SCHLEGELMILCH: So we have a project that we’re doing funded by GSK called the Resilient Children/Resilient Communities Initiative and we’re actually looking at this question specific to children in disasters and it comes down to community empowerment that we have these national resources but at the end of the day as we started off this interview talking about local responders and Neighbors Helping Neighbors and what do we do to support and to celebrate that, because all disasters are inherently local. One of the things that we’ve developed is this National Children’s Resilience Leadership board and they convened and came back with a couple of different priorities but I think one of the most important once is to elevate the work that’s going on in our communities.

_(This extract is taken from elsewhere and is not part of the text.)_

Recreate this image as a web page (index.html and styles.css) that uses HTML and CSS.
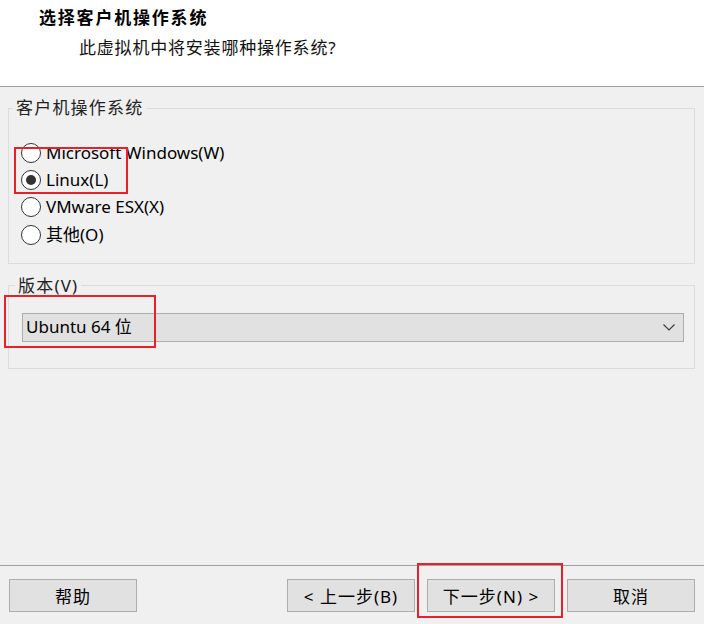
FILE: index.html
```html
<!DOCTYPE html>
<html lang="zh-CN">
<head>
<meta charset="utf-8">
<link rel="stylesheet" href="styles.css">
</head>
<body>
<div class="wizard">
  <header class="head">
    <div class="title">选择客户机操作系统</div>
    <div class="subtitle">此虚拟机中将安装哪种操作系统?</div>
  </header>
  <main class="body">
    <fieldset class="group os-group">
      <legend class="legend">客户机操作系统</legend>
      <div class="radio-row"><span class="radio"></span><span class="rlabel">Microsoft Windows(W)</span></div>
      <div class="radio-row"><span class="radio checked"></span><span class="rlabel">Linux(L)</span></div>
      <div class="radio-row"><span class="radio"></span><span class="rlabel">VMware ESX(X)</span></div>
      <div class="radio-row"><span class="radio"></span><span class="rlabel">其他(O)</span></div>
    </fieldset>
    <fieldset class="group ver-group">
      <legend class="legend">版本(V)</legend>
      <div class="select">
        <span class="select-text">Ubuntu 64 位</span>
        <svg class="chev" width="12" height="7" viewBox="0 0 12 7"><polyline points="0.5,0.5 6,6 11.5,0.5" fill="none" stroke="#3c3c3c" stroke-width="1.2"/></svg>
      </div>
    </fieldset>
  </main>
  <footer class="foot">
    <button class="btn">帮助</button>
    <div class="nav">
      <button class="btn">&lt; 上一步(B)</button>
      <button class="btn">下一步(N) &gt;</button>
      <button class="btn">取消</button>
    </div>
  </footer>
  <div class="mark mark1"></div>
  <div class="mark mark2"></div>
  <div class="mark mark3"></div>
</div>
</body>
</html>
```
FILE: styles.css
```css
* { box-sizing: border-box; }
html, body { margin: 0; padding: 0; }
body {
  background: #f0f0f0;
  font-family: "Noto Sans", "Noto Sans CJK SC", sans-serif;
  color: #000;
}
.wizard {
  position: relative;
  width: 704px;
  height: 624px;
  display: flex;
  flex-direction: column;
  overflow: hidden;
}
.head {
  height: 87px;
  background: #fff;
  border-bottom: 1px solid #a0a0a0;
  padding: 6px 0 0 39px;
}
.title {
  font-size: 17px;
  font-weight: bold;
  line-height: 24px;
  letter-spacing: 1.8px;
}
.subtitle {
  font-size: 17px;
  line-height: 24px;
  margin: 6px 0 0 40px;
  letter-spacing: 0.8px;
  color: #111;
}
.body {
  flex: 1;
  padding-top: 11px;
}
.group {
  margin: 0 9px 0 8px;
  border: 1px solid #dcdcdc;
  padding: 0;
}
.legend {
  font-size: 17px;
  line-height: 20px;
  padding: 0 3px;
  letter-spacing: 1.2px;
  color: #222;
}
.os-group {
  padding: 21px 12px 14px 12px;
}
.os-group .legend { margin-left: -8px; }
.radio-row {
  height: 27.4px;
  display: flex;
  align-items: center;
  gap: 5px;
}
.radio {
  width: 20px;
  height: 20px;
  border-radius: 50%;
  border: 1px solid #333;
  background: #fff;
  display: flex;
  align-items: center;
  justify-content: center;
}
.radio.checked::after {
  content: "";
  width: 10px;
  height: 10px;
  border-radius: 50%;
  background: #333;
}
.rlabel {
  font-size: 17px;
  line-height: 20px;
}
.ver-group {
  margin-top: 12px;
  padding: 17px 10px 26px 13px;
}
.ver-group .legend { margin-left: -7px; }
.select {
  height: 29px;
  background: #e1e1e1;
  border: 1px solid #adadad;
  display: flex;
  align-items: center;
  justify-content: space-between;
  padding: 0 8px 0 3px;
}
.select-text {
  font-size: 17px;
  line-height: 20px;
}
.foot {
  height: 59px;
  border-top: 1px solid #a0a0a0;
  padding: 13px 9px 0 9px;
  display: flex;
  justify-content: space-between;
  align-items: flex-start;
}
.nav {
  display: flex;
  gap: 12px;
}
.btn {
  width: 128px;
  height: 33px;
  background: #e1e1e1;
  border: 1px solid #adadad;
  font-family: "Noto Sans", "Noto Sans CJK SC", sans-serif;
  font-size: 17px;
  letter-spacing: 1px;
  color: #000;
  padding: 0;
  margin: 0;
}
.mark {
  position: absolute;
  border: 2px solid #e8202a;
}
.mark1 { left: 14px; top: 147px; width: 114px; height: 47px; }
.mark2 { left: 4px; top: 295px; width: 152px; height: 53px; }
.mark3 { left: 417px; top: 563px; width: 146px; height: 55px; }
```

There are good examples of preparedness happening of resilience being built and instead of trying to find answers in the C-SPAN, Homeland Security hearings, why don’t we look into the communities that are doing this work and what kind of resources do they need, what kind of support would they benefit from, from these national systems. Whether its funding or expertise or providing exercises or inclusion of conversation and allow communities to be the models for other communities. So we feel very strongly that it really has to begin at the community level and that the role of these national systems is ultimately, as they’re designed to be, to supplement the local and the state systems in the time of a disaster.
BROWN: We’ve been speaking with Jeff Schlegelmilch, he is the deputy director for the National Center for Disaster Preparedness at Columbia University’s Earth Institute. Jeff we certainly appreciate you taking some time to speak with us today, thank you.
SCHLEGELMILCH: Thank you, and thank you for covering this important issue.
BROWN: Absolutely, and thank you for watching The Real News Network.